Doch trotzdem sollte es ab dem Jahr der Vereinsgründung noch ganze 21 Jahre dauern bis das endgültige Museum eröffnet werden konnte.  Mit das erstaunlichste an dieser überlangen Wartezeit war vielleicht, dass so ziemlich jedes der ursprünglichen Mitglieder dem Verein die Treue hielt. Im Gegenteil, mehr und mehr Institutionen, Firmen aus der Hopfen- und Brauwirtschaft, lokale Unternehmen, engagierte Privatleute, sicherten als „Vereinspate“ ihre Unterstützung zu.

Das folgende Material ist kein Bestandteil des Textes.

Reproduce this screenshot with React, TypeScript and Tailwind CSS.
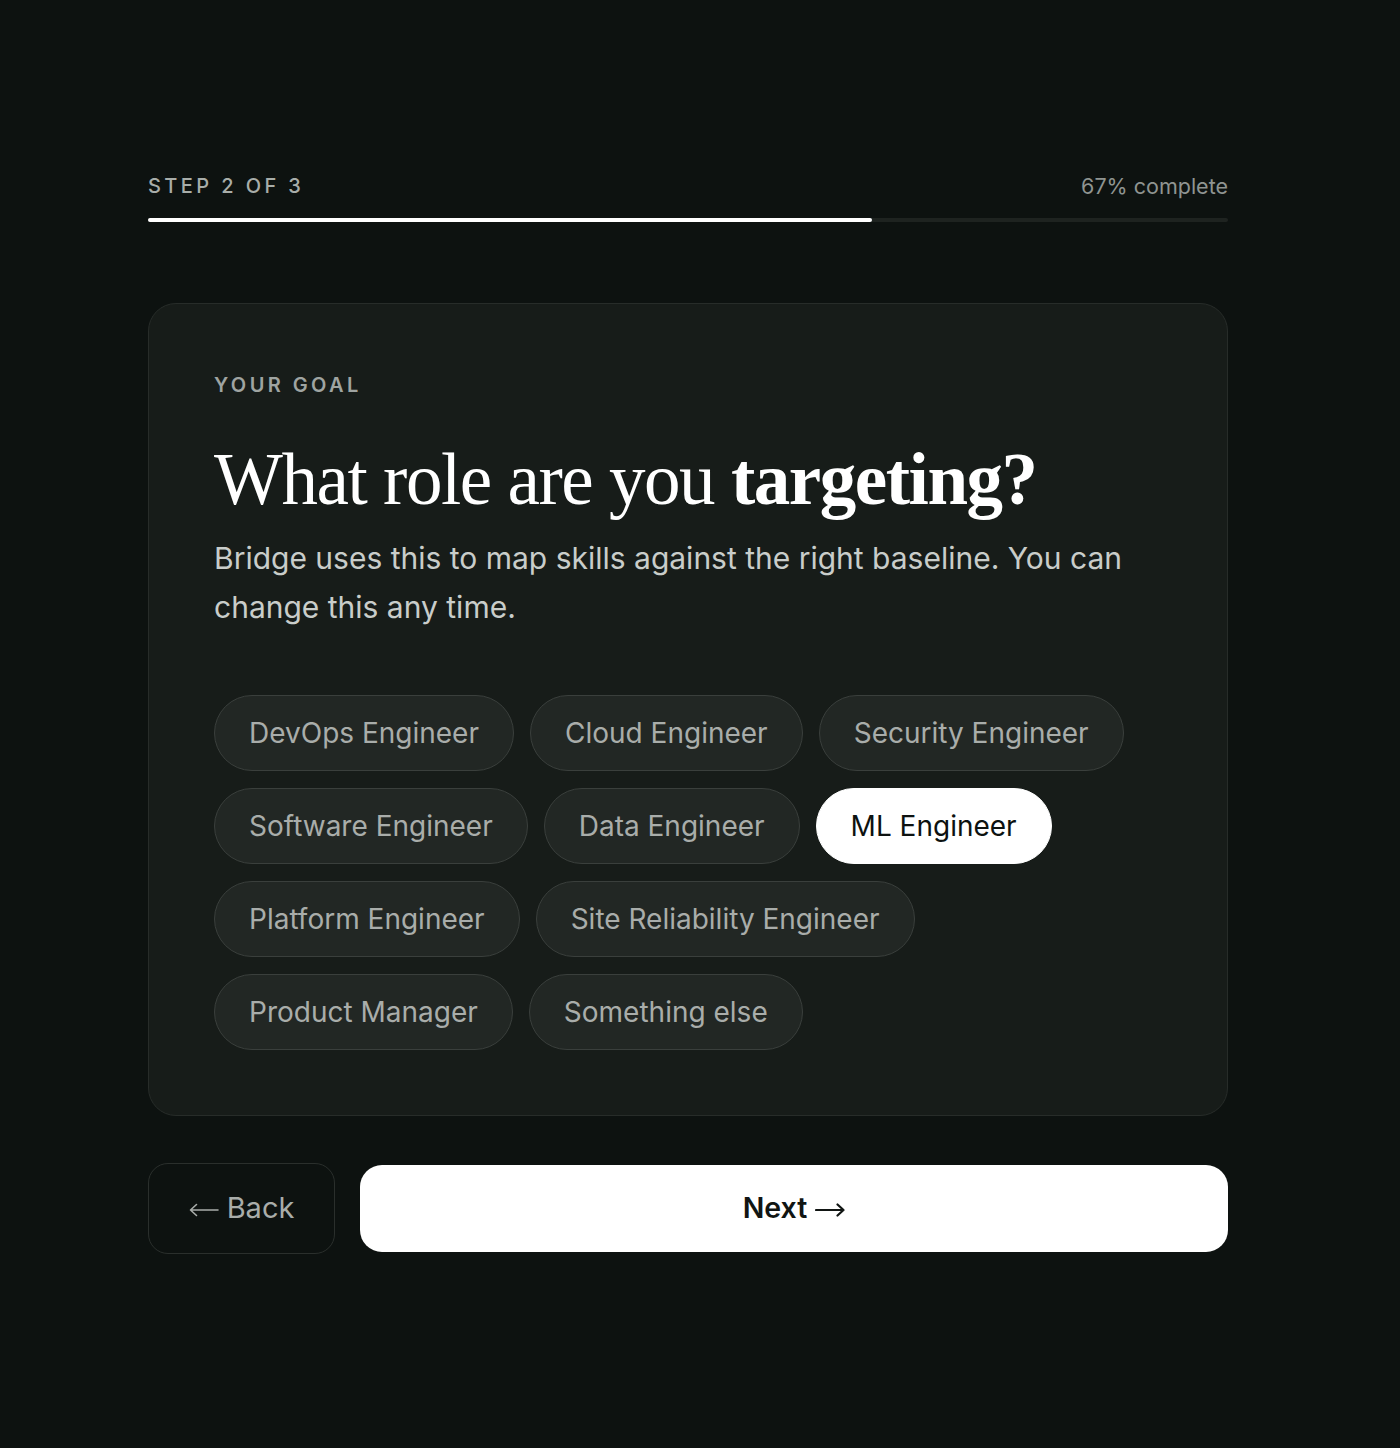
const roles = [
  "DevOps Engineer",
  "Cloud Engineer",
  "Security Engineer",
  "Software Engineer",
  "Data Engineer",
  "ML Engineer",
  "Platform Engineer",
  "Site Reliability Engineer",
  "Product Manager",
  "Something else",
];

const selected = "ML Engineer";

function Arrow({ dir, stroke }: { dir: "left" | "right"; stroke: number }) {
  return (
    <svg width="30" height="14" viewBox="0 0 30 14" fill="none" className="mt-[3px]">
      {dir === "left" ? (
        <path d="M29 7H1.5M7.5 1.5L1.5 7l6 5.5" stroke="currentColor" strokeWidth={stroke} strokeLinecap="round" strokeLinejoin="round" />
      ) : (
        <path d="M1 7h27.5M22.5 1.5l6 5.5-6 5.5" stroke="currentColor" strokeWidth={stroke} strokeLinecap="round" strokeLinejoin="round" />
      )}
    </svg>
  );
}

export default function App() {
  return (
    <div className="min-h-[1448px] w-full bg-[#0d1210] font-['Inter','Noto_Sans',sans-serif] text-white">
      <div className="ml-[148px] w-[1080px] pt-[170px]">
        {/* progress */}
        <div className="flex items-center justify-between">
          <p className="text-[20px] font-medium uppercase tracking-[0.17em] text-[#a8ada9]">Step 2 of 3</p>
          <p className="text-[21.5px] text-[#8f9491]">67% complete</p>
        </div>
        <div className="mt-[16px] h-[4px] w-full rounded-full bg-[#1e2320]">
          <div className="h-full w-[67%] rounded-full bg-white" />
        </div>

        {/* card */}
        <div className="mt-[81px] rounded-[28px] border border-[#272c29] bg-[#171c19] px-[65px] pb-[65px] pt-[66px]">
          <p className="text-[20px] font-semibold uppercase tracking-[0.17em] text-[#9fa4a1]">Your goal</p>
          <h1 className="mt-[40px] font-['Liberation_Serif','DejaVu_Serif',serif] text-[73px] leading-[1.1] tracking-[-0.02em] text-white">
            What role are you <span className="font-bold">targeting?</span>
          </h1>
          <p className="mt-[13px] max-w-[940px] text-[30px] leading-[49px] text-[#c9cdca]">
            Bridge uses this to map skills against the right baseline. You can change this any time.
          </p>

          <div className="mt-[63px] flex max-w-[950px] flex-wrap gap-x-[16px] gap-y-[17px]">
            {roles.map((role) =>
              role === selected ? (
                <button
                  key={role}
                  className="h-[76px] rounded-full border border-white bg-white px-[34px] text-[28px] text-[#0d1210]"
                >
                  {role}
                </button>
              ) : (
                <button
                  key={role}
                  className="h-[76px] rounded-full border border-[#3a3f3c] bg-[#222724] px-[34px] text-[28px] text-[#a9adaa]"
                >
                  {role}
                </button>
              )
            )}
          </div>
        </div>

        {/* actions */}
        <div className="mt-[47px] flex items-center gap-[25px]">
          <button className="flex h-[91px] w-[187px] items-center justify-center gap-[8px] rounded-[20px] border border-[#2a2f2c] text-[29px] text-[#a9adaa]">
            <Arrow dir="left" stroke={1.6} />
            <span>Back</span>
          </button>
          <button className="flex h-[87px] flex-1 items-center justify-center gap-[8px] rounded-[22px] bg-white text-[28.5px] font-semibold text-[#111513]">
            <span>Next</span>
            <Arrow dir="right" stroke={2.2} />
          </button>
        </div>
      </div>
    </div>
  );
}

Norbert Nemetz übergab bald nach der Museumseröffnung den Staffelstab an Johannes Sommerer, der als Vorsitzender die Vereinsarbeit erfolgreich weiterführte, viele neue Impulse einbrachte. Auf ihn wartete nun das harte Alltagsgeschäft, die Aufgabe, ständig Leben in die Museumsräume zu bringen, die Mitglieder bei der Stange zu halten. Ihm folgte 2016 Lorenz Reich, der bis heute die Vereinsleitung in der Hand hat. Das jüngste Kind des Vereins nennt sich „Schaudepot Deutsches Hopfenmuseum“. Dort sollen all die Dinge ans Licht der Öffentlichkeit gelangen, die in der Dauerausstellung des Museums bisher keinen Platz fanden. Vielleicht ist es das Schicksal des Vereins, dass sich auch dieses Projekt unerwartet in die Länge zieht. Mit der Unterstützung seiner vielen treuen Mitglieder im Rücken wird der Vereinsvorstand aber sicher auch diesen Plan bald zu einem guten Abschluss bringen können.